* **AIM**
Leave out the pictures and repeat the data exactly.
════════
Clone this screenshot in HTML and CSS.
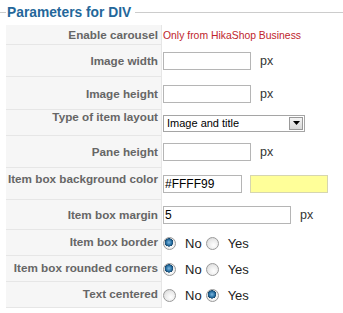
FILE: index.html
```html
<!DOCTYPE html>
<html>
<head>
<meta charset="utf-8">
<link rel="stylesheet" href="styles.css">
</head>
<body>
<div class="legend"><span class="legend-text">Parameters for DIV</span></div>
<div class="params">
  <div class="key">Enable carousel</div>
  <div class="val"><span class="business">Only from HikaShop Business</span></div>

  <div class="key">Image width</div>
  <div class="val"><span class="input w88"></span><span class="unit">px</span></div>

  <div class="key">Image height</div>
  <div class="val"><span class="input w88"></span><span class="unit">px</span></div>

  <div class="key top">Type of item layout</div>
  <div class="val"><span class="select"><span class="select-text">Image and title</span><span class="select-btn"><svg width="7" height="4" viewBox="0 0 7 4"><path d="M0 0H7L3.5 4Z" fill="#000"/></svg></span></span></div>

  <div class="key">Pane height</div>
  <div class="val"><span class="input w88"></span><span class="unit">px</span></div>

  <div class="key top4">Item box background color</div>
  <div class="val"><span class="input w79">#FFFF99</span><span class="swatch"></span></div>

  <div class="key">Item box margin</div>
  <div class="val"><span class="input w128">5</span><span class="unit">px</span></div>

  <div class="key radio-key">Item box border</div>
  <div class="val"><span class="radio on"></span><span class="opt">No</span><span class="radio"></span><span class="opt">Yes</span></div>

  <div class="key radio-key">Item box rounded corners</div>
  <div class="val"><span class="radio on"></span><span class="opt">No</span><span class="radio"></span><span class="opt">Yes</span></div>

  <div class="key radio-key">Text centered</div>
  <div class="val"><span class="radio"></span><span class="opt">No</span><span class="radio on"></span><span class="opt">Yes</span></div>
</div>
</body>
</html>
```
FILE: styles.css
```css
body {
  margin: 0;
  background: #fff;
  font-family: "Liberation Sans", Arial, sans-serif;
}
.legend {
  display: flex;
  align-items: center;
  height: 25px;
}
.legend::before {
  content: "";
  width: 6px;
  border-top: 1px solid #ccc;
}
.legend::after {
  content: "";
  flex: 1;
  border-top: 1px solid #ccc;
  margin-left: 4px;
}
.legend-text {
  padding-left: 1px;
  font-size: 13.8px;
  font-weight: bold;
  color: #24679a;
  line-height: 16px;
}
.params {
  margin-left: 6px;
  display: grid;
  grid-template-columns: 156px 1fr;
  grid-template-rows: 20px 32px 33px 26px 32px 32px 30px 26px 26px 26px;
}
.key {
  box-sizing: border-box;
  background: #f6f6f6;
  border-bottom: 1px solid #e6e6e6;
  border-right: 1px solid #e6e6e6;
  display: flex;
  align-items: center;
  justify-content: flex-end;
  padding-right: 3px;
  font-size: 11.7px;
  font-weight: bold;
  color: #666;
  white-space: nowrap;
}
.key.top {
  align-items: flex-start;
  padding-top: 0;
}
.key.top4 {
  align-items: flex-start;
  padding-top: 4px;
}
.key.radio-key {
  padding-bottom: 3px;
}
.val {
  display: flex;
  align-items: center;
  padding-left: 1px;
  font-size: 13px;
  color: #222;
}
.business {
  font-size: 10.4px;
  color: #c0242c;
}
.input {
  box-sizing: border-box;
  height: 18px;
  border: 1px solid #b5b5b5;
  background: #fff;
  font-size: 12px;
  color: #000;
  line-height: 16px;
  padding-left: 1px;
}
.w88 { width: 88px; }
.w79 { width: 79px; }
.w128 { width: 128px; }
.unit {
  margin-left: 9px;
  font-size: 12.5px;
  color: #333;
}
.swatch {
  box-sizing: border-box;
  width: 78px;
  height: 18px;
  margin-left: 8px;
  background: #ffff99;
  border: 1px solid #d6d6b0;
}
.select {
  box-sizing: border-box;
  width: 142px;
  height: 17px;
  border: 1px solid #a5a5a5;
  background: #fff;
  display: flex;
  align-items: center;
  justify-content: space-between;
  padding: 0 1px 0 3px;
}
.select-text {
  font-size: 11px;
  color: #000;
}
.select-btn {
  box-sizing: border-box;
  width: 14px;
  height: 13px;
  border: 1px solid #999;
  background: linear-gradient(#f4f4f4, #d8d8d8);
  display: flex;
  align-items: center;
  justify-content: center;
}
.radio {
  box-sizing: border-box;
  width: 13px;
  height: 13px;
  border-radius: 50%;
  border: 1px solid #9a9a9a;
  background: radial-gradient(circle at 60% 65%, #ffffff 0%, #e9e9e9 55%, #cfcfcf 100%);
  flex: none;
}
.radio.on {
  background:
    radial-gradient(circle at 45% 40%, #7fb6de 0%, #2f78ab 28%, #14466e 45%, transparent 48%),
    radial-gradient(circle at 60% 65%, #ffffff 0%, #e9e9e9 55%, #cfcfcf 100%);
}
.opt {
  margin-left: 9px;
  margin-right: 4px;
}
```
════════
* **SOLUTION TO THE PROBLEM**
Clone this screenshot in HTML and CSS.
FILE: index.html
```html
<!DOCTYPE html>
<html>
<head>
<meta charset="utf-8">
<link rel="stylesheet" href="styles.css">
</head>
<body>
<div class="legend"><span class="legend-text">Parameters for DIV</span></div>
<div class="params">
  <div class="key">Enable carousel</div>
  <div class="val"><span class="business">Only from HikaShop Business</span></div>

  <div class="key">Image width</div>
  <div class="val"><span class="input w88"></span><span class="unit">px</span></div>

  <div class="key">Image height</div>
  <div class="val"><span class="input w88"></span><span class="unit">px</span></div>

  <div class="key top">Type of item layout</div>
  <div class="val"><span class="select"><span class="select-text">Image and title</span><span class="select-btn"><svg width="7" height="4" viewBox="0 0 7 4"><path d="M0 0H7L3.5 4Z" fill="#000"/></svg></span></span></div>

  <div class="key">Pane height</div>
  <div class="val"><span class="input w88"></span><span class="unit">px</span></div>

  <div class="key top4">Item box background color</div>
  <div class="val"><span class="input w79">#FFFF99</span><span class="swatch"></span></div>

  <div class="key">Item box margin</div>
  <div class="val"><span class="input w128">5</span><span class="unit">px</span></div>

  <div class="key radio-key">Item box border</div>
  <div class="val"><span class="radio on"></span><span class="opt">No</span><span class="radio"></span><span class="opt">Yes</span></div>

  <div class="key radio-key">Item box rounded corners</div>
  <div class="val"><span class="radio on"></span><span class="opt">No</span><span class="radio"></span><span class="opt">Yes</span></div>

  <div class="key radio-key">Text centered</div>
  <div class="val"><span class="radio"></span><span class="opt">No</span><span class="radio on"></span><span class="opt">Yes</span></div>
</div>
</body>
</html>
```
FILE: styles.css
```css
body {
  margin: 0;
  background: #fff;
  font-family: "Liberation Sans", Arial, sans-serif;
}
.legend {
  display: flex;
  align-items: center;
  height: 25px;
}
.legend::before {
  content: "";
  width: 6px;
  border-top: 1px solid #ccc;
}
.legend::after {
  content: "";
  flex: 1;
  border-top: 1px solid #ccc;
  margin-left: 4px;
}
.legend-text {
  padding-left: 1px;
  font-size: 13.8px;
  font-weight: bold;
  color: #24679a;
  line-height: 16px;
}
.params {
  margin-left: 6px;
  display: grid;
  grid-template-columns: 156px 1fr;
  grid-template-rows: 20px 32px 33px 26px 32px 32px 30px 26px 26px 26px;
}
.key {
  box-sizing: border-box;
  background: #f6f6f6;
  border-bottom: 1px solid #e6e6e6;
  border-right: 1px solid #e6e6e6;
  display: flex;
  align-items: center;
  justify-content: flex-end;
  padding-right: 3px;
  font-size: 11.7px;
  font-weight: bold;
  color: #666;
  white-space: nowrap;
}
.key.top {
  align-items: flex-start;
  padding-top: 0;
}
.key.top4 {
  align-items: flex-start;
  padding-top: 4px;
}
.key.radio-key {
  padding-bottom: 3px;
}
.val {
  display: flex;
  align-items: center;
  padding-left: 1px;
  font-size: 13px;
  color: #222;
}
.business {
  font-size: 10.4px;
  color: #c0242c;
}
.input {
  box-sizing: border-box;
  height: 18px;
  border: 1px solid #b5b5b5;
  background: #fff;
  font-size: 12px;
  color: #000;
  line-height: 16px;
  padding-left: 1px;
}
.w88 { width: 88px; }
.w79 { width: 79px; }
.w128 { width: 128px; }
.unit {
  margin-left: 9px;
  font-size: 12.5px;
  color: #333;
}
.swatch {
  box-sizing: border-box;
  width: 78px;
  height: 18px;
  margin-left: 8px;
  background: #ffff99;
  border: 1px solid #d6d6b0;
}
.select {
  box-sizing: border-box;
  width: 142px;
  height: 17px;
  border: 1px solid #a5a5a5;
  background: #fff;
  display: flex;
  align-items: center;
  justify-content: space-between;
  padding: 0 1px 0 3px;
}
.select-text {
  font-size: 11px;
  color: #000;
}
.select-btn {
  box-sizing: border-box;
  width: 14px;
  height: 13px;
  border: 1px solid #999;
  background: linear-gradient(#f4f4f4, #d8d8d8);
  display: flex;
  align-items: center;
  justify-content: center;
}
.radio {
  box-sizing: border-box;
  width: 13px;
  height: 13px;
  border-radius: 50%;
  border: 1px solid #9a9a9a;
  background: radial-gradient(circle at 60% 65%, #ffffff 0%, #e9e9e9 55%, #cfcfcf 100%);
  flex: none;
}
.radio.on {
  background:
    radial-gradient(circle at 45% 40%, #7fb6de 0%, #2f78ab 28%, #14466e 45%, transparent 48%),
    radial-gradient(circle at 60% 65%, #ffffff 0%, #e9e9e9 55%, #cfcfcf 100%);
}
.opt {
  margin-left: 9px;
  margin-right: 4px;
}
```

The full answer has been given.